[START]
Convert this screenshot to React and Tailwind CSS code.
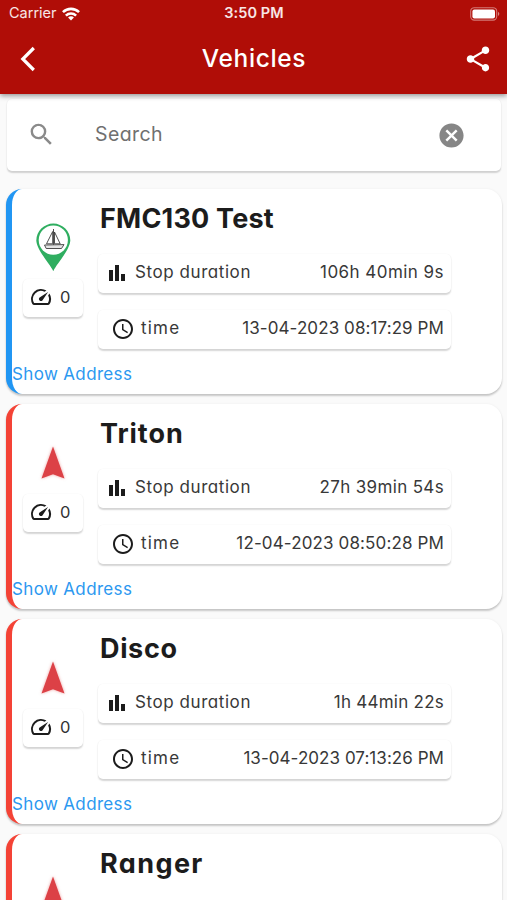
import React from "react";
import { MdSearch, MdCancel, MdShare, MdAccessTime, MdSpeed } from "react-icons/md";

const vehicles = [
  { name: "FMC130 Test", nameCls: "tracking-[0.2px]", kind: "boat", stop: "106h 40min 9s", stopCls: "tracking-[0.45px]", time: "13-04-2023 08:17:29 PM", timeCls: "tracking-[0.09px]" },
  { name: "Triton", nameCls: "tracking-[0.95px]", kind: "arrow", stop: "27h 39min 54s", stopCls: "tracking-[0.35px]", time: "12-04-2023 08:50:28 PM", timeCls: "tracking-[0.13px]" },
  { name: "Disco", nameCls: "tracking-[0.65px]", kind: "arrow", stop: "1h 44min 22s", stopCls: "tracking-[0.25px]", time: "13-04-2023 07:13:26 PM", timeCls: "tracking-[0.05px]" },
  { name: "Ranger", nameCls: "tracking-[1.4px]", kind: "arrow" },
];

const panel = "rounded-[5px] bg-white shadow-[0_1.5px_1.5px_rgba(0,0,0,0.16),0_0_2px_rgba(0,0,0,0.03)]";

function Wifi() {
  return (
    <svg className="ml-[5px] h-[14px] w-[18px]" viewBox="0 0 19 14" fill="none" stroke="#fff" strokeWidth="2.7">
      <path d="M1 5.1C5.8.4 13.2.4 18 5.1" />
      <path d="M4.1 8.7c3.1-3 7.7-3 10.8 0" />
      <path d="M6.4 10.6c1.7-1.5 4.5-1.5 6.200 0L9.5 13.9z" fill="#fff" stroke="none" />
    </svg>
  );
}

function Battery() {
  return (
    <svg className="h-[14px] w-[30px]" viewBox="0 0 30 14">
      <rect x=".7" y=".7" width="26" height="12.4" rx="3.6" fill="none" stroke="#fff" strokeOpacity=".45" strokeWidth="1.1" />
      <rect x="2.4" y="2.4" width="22.6" height="9" rx="2" fill="#fff" />
      <path d="M28 4.8c1.8.8 1.8 3.4 0 4.2z" fill="#fff" fillOpacity=".5" />
    </svg>
  );
}

function BoatPin() {
  return (
    <svg className="h-[49px] w-[36px]" viewBox="0 0 36 49">
      <path d="M17.3 48.2C13.5 40 .8 27.5.3 17.6a17 17 0 0 1 34 0C33.8 27.5 21 40 17.3 48.2z" fill="#2fae60" />
      <circle cx="17.3" cy="17.1" r="14.6" fill="#fff" />
      <g fill="none" stroke="#3d3d3d" strokeWidth=".9">
        <path d="M17.5 6v16M16.7 8.5 10.500 20.800h6.200zM18.500 9l5.700 11.800h-5.700z" />
        <path d="M8.500 22l19.500-.4-2.500 3.900H10.200z" fill="#e4e4e4" />
      </g>
    </svg>
  );
}

function ArrowMarker() {
  return (
    <svg className="h-[40px] w-[32px] drop-shadow-[0_0_1.5px_rgba(220,60,60,0.5)]" viewBox="0 0 32 40">
      <path d="M16 3.5 27.5 35.5 16 31.200 4.500 35.500z" fill="#dc4146" />
    </svg>
  );
}

function BarsIcon() {
  return (
    <svg className="size-6" viewBox="0 0 24 24" fill="#1c1c1c">
      <path d="M4 9h4v11H4zM16 13h4v7h-4zM10 4h4v16h-4z" />
    </svg>
  );
}

function Card({ v }) {
  const boat = v.kind === "boat";
  return (
    <article
      className={`flex h-[205px] shrink-0 flex-col rounded-[16px] border-l-[6px] bg-white shadow-[0_2px_2px_rgba(0,0,0,0.2),0_0_3px_rgba(0,0,0,0.05)] ${
        boat ? "border-[#2196f3]" : "border-[#f44336]"
      }`}
    >
      <div className="flex h-[160px]">
        <div className="flex w-[86px] flex-col items-center pr-[4px]">
          <div className={boat ? "flex h-[90px] pl-[2px] pt-[34px]" : "flex h-[90px] pt-[39px]"}>
            {boat ? <BoatPin /> : <ArrowMarker />}
          </div>
          {v.stop && (
            <div className={`${panel} flex h-[38px] w-[60px] items-center pb-[2px] pl-[6px]`}>
              <MdSpeed className="size-[24px] text-[#1c1c1c]" />
              <span className="ml-[7px] text-[16.5px] leading-none text-[#333]">0</span>
            </div>
          )}
        </div>
        <div className="w-[353px] text-[#383838]">
          <h2 className={`ml-[2px] mt-[10px] h-[40px] whitespace-nowrap text-[27px] font-bold leading-[40px] text-[#1c1c1c] ${v.nameCls}`}>
            {v.name}
          </h2>
          {v.stop && (
            <>
              <div className={`${panel} mt-[15px] flex h-[39px] items-center pb-[2px] pl-[7px] pr-[7px] text-[17px]`}>
                <BarsIcon />
                <span className="ml-[6px] tracking-[0.57px]">Stop duration</span>
                <span className={`ml-auto ${v.stopCls}`}>{v.stop}</span>
              </div>
              <div className={`${panel} mt-[17px] flex h-[39px] items-center pb-px pl-[13px] pr-[7px] text-[17px]`}>
                <MdAccessTime className="size-[24px] text-[#1c1c1c]" />
                <span className="ml-[6px] tracking-[1.2px]">time</span>
                <span className={`ml-auto ${v.timeCls}`}>{v.time}</span>
              </div>
            </>
          )}
        </div>
      </div>
      {v.stop && (
        <a className="mt-[12px] self-start text-[17px] leading-[26px] tracking-[0.35px] text-[#2c98f0]">Show Address</a>
      )}
    </article>
  );
}

export default function App() {
  return (
    <div className="flex h-[900px] w-[507px] flex-col overflow-hidden bg-[#fafafa] font-['Inter',sans-serif] [font-feature-settings:'cv11']">
      <header className="relative z-10 h-[94px] shrink-0 bg-[#b00d07] text-white shadow-[0_2px_5px_rgba(0,0,0,0.4)]">
        <div className="grid h-[27px] grid-cols-3 items-center pl-[8px] pr-[7px] [font-feature-settings:normal]">
          <div className="flex items-center pl-px text-[14.5px] leading-none text-white/90">
            Carrier
            <Wifi />
          </div>
          <div className="text-center text-[14.5px] font-semibold leading-none tracking-[0.1px] text-white/90">3:50 PM</div>
          <div className="flex justify-end">
            <Battery />
          </div>
        </div>
        <div className="flex h-[64px] items-center justify-between pl-[19px] pr-[14px]">
          <svg className="h-[26px] w-[30px]" viewBox="0 0 30 26" fill="none" stroke="#fff" strokeWidth="3.2">
            <path d="M14.8 2 3.8 13l11 11" />
          </svg>
          <h1 className="mb-[2px] mr-[4px] text-[24.5px] font-medium leading-none tracking-[0.65px]">Vehicles</h1>
          <MdShare className="size-[30px]" />
        </div>
      </header>
      <div className={`${panel} ml-[7px] mt-[5px] flex h-[72px] w-[494px] shrink-0 items-center pl-[20px] pr-[35px]`}>
        <MdSearch className="mb-[2px] size-[29px] text-[#8a8a8a]" />
        <span className="ml-[39px] text-[19.5px] tracking-[0.4px] text-[#707070]">Search</span>
        <MdCancel className="ml-auto size-[29px] text-[#868686]" />
      </div>
      <main className="mt-[18px] flex flex-col gap-[10px] pl-[6px] pr-[5px]">
        {vehicles.map((v) => (
          <Card key={v.name} v={v} />
        ))}
      </main>
    </div>
  );
}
[END]
◆ **TO DO**
Copy every line of the data exactly as written, excluding the pictures.

◆ **RESPONSE TO THE TASK**
Convert this screenshot to React and Tailwind CSS code.
import React from "react";
import { MdSearch, MdCancel, MdShare, MdAccessTime, MdSpeed } from "react-icons/md";

const vehicles = [
  { name: "FMC130 Test", nameCls: "tracking-[0.2px]", kind: "boat", stop: "106h 40min 9s", stopCls: "tracking-[0.45px]", time: "13-04-2023 08:17:29 PM", timeCls: "tracking-[0.09px]" },
  { name: "Triton", nameCls: "tracking-[0.95px]", kind: "arrow", stop: "27h 39min 54s", stopCls: "tracking-[0.35px]", time: "12-04-2023 08:50:28 PM", timeCls: "tracking-[0.13px]" },
  { name: "Disco", nameCls: "tracking-[0.65px]", kind: "arrow", stop: "1h 44min 22s", stopCls: "tracking-[0.25px]", time: "13-04-2023 07:13:26 PM", timeCls: "tracking-[0.05px]" },
  { name: "Ranger", nameCls: "tracking-[1.4px]", kind: "arrow" },
];

const panel = "rounded-[5px] bg-white shadow-[0_1.5px_1.5px_rgba(0,0,0,0.16),0_0_2px_rgba(0,0,0,0.03)]";

function Wifi() {
  return (
    <svg className="ml-[5px] h-[14px] w-[18px]" viewBox="0 0 19 14" fill="none" stroke="#fff" strokeWidth="2.7">
      <path d="M1 5.1C5.8.4 13.2.4 18 5.1" />
      <path d="M4.1 8.7c3.1-3 7.7-3 10.8 0" />
      <path d="M6.4 10.6c1.7-1.5 4.5-1.5 6.200 0L9.5 13.9z" fill="#fff" stroke="none" />
    </svg>
  );
}

function Battery() {
  return (
    <svg className="h-[14px] w-[30px]" viewBox="0 0 30 14">
      <rect x=".7" y=".7" width="26" height="12.4" rx="3.6" fill="none" stroke="#fff" strokeOpacity=".45" strokeWidth="1.1" />
      <rect x="2.4" y="2.4" width="22.6" height="9" rx="2" fill="#fff" />
      <path d="M28 4.8c1.8.8 1.8 3.4 0 4.2z" fill="#fff" fillOpacity=".5" />
    </svg>
  );
}

function BoatPin() {
  return (
    <svg className="h-[49px] w-[36px]" viewBox="0 0 36 49">
      <path d="M17.3 48.2C13.5 40 .8 27.5.3 17.6a17 17 0 0 1 34 0C33.8 27.5 21 40 17.3 48.2z" fill="#2fae60" />
      <circle cx="17.3" cy="17.1" r="14.6" fill="#fff" />
      <g fill="none" stroke="#3d3d3d" strokeWidth=".9">
        <path d="M17.5 6v16M16.7 8.5 10.500 20.800h6.200zM18.500 9l5.700 11.800h-5.700z" />
        <path d="M8.500 22l19.500-.4-2.500 3.900H10.200z" fill="#e4e4e4" />
      </g>
    </svg>
  );
}

function ArrowMarker() {
  return (
    <svg className="h-[40px] w-[32px] drop-shadow-[0_0_1.5px_rgba(220,60,60,0.5)]" viewBox="0 0 32 40">
      <path d="M16 3.5 27.5 35.5 16 31.200 4.500 35.500z" fill="#dc4146" />
    </svg>
  );
}

function BarsIcon() {
  return (
    <svg className="size-6" viewBox="0 0 24 24" fill="#1c1c1c">
      <path d="M4 9h4v11H4zM16 13h4v7h-4zM10 4h4v16h-4z" />
    </svg>
  );
}

function Card({ v }) {
  const boat = v.kind === "boat";
  return (
    <article
      className={`flex h-[205px] shrink-0 flex-col rounded-[16px] border-l-[6px] bg-white shadow-[0_2px_2px_rgba(0,0,0,0.2),0_0_3px_rgba(0,0,0,0.05)] ${
        boat ? "border-[#2196f3]" : "border-[#f44336]"
      }`}
    >
      <div className="flex h-[160px]">
        <div className="flex w-[86px] flex-col items-center pr-[4px]">
          <div className={boat ? "flex h-[90px] pl-[2px] pt-[34px]" : "flex h-[90px] pt-[39px]"}>
            {boat ? <BoatPin /> : <ArrowMarker />}
          </div>
          {v.stop && (
            <div className={`${panel} flex h-[38px] w-[60px] items-center pb-[2px] pl-[6px]`}>
              <MdSpeed className="size-[24px] text-[#1c1c1c]" />
              <span className="ml-[7px] text-[16.5px] leading-none text-[#333]">0</span>
            </div>
          )}
        </div>
        <div className="w-[353px] text-[#383838]">
          <h2 className={`ml-[2px] mt-[10px] h-[40px] whitespace-nowrap text-[27px] font-bold leading-[40px] text-[#1c1c1c] ${v.nameCls}`}>
            {v.name}
          </h2>
          {v.stop && (
            <>
              <div className={`${panel} mt-[15px] flex h-[39px] items-center pb-[2px] pl-[7px] pr-[7px] text-[17px]`}>
                <BarsIcon />
                <span className="ml-[6px] tracking-[0.57px]">Stop duration</span>
                <span className={`ml-auto ${v.stopCls}`}>{v.stop}</span>
              </div>
              <div className={`${panel} mt-[17px] flex h-[39px] items-center pb-px pl-[13px] pr-[7px] text-[17px]`}>
                <MdAccessTime className="size-[24px] text-[#1c1c1c]" />
                <span className="ml-[6px] tracking-[1.2px]">time</span>
                <span className={`ml-auto ${v.timeCls}`}>{v.time}</span>
              </div>
            </>
          )}
        </div>
      </div>
      {v.stop && (
        <a className="mt-[12px] self-start text-[17px] leading-[26px] tracking-[0.35px] text-[#2c98f0]">Show Address</a>
      )}
    </article>
  );
}

export default function App() {
  return (
    <div className="flex h-[900px] w-[507px] flex-col overflow-hidden bg-[#fafafa] font-['Inter',sans-serif] [font-feature-settings:'cv11']">
      <header className="relative z-10 h-[94px] shrink-0 bg-[#b00d07] text-white shadow-[0_2px_5px_rgba(0,0,0,0.4)]">
        <div className="grid h-[27px] grid-cols-3 items-center pl-[8px] pr-[7px] [font-feature-settings:normal]">
          <div className="flex items-center pl-px text-[14.5px] leading-none text-white/90">
            Carrier
            <Wifi />
          </div>
          <div className="text-center text-[14.5px] font-semibold leading-none tracking-[0.1px] text-white/90">3:50 PM</div>
          <div className="flex justify-end">
            <Battery />
          </div>
        </div>
        <div className="flex h-[64px] items-center justify-between pl-[19px] pr-[14px]">
          <svg className="h-[26px] w-[30px]" viewBox="0 0 30 26" fill="none" stroke="#fff" strokeWidth="3.2">
            <path d="M14.8 2 3.8 13l11 11" />
          </svg>
          <h1 className="mb-[2px] mr-[4px] text-[24.5px] font-medium leading-none tracking-[0.65px]">Vehicles</h1>
          <MdShare className="size-[30px]" />
        </div>
      </header>
      <div className={`${panel} ml-[7px] mt-[5px] flex h-[72px] w-[494px] shrink-0 items-center pl-[20px] pr-[35px]`}>
        <MdSearch className="mb-[2px] size-[29px] text-[#8a8a8a]" />
        <span className="ml-[39px] text-[19.5px] tracking-[0.4px] text-[#707070]">Search</span>
        <MdCancel className="ml-auto size-[29px] text-[#868686]" />
      </div>
      <main className="mt-[18px] flex flex-col gap-[10px] pl-[6px] pr-[5px]">
        {vehicles.map((v) => (
          <Card key={v.name} v={v} />
        ))}
      </main>
    </div>
  );
}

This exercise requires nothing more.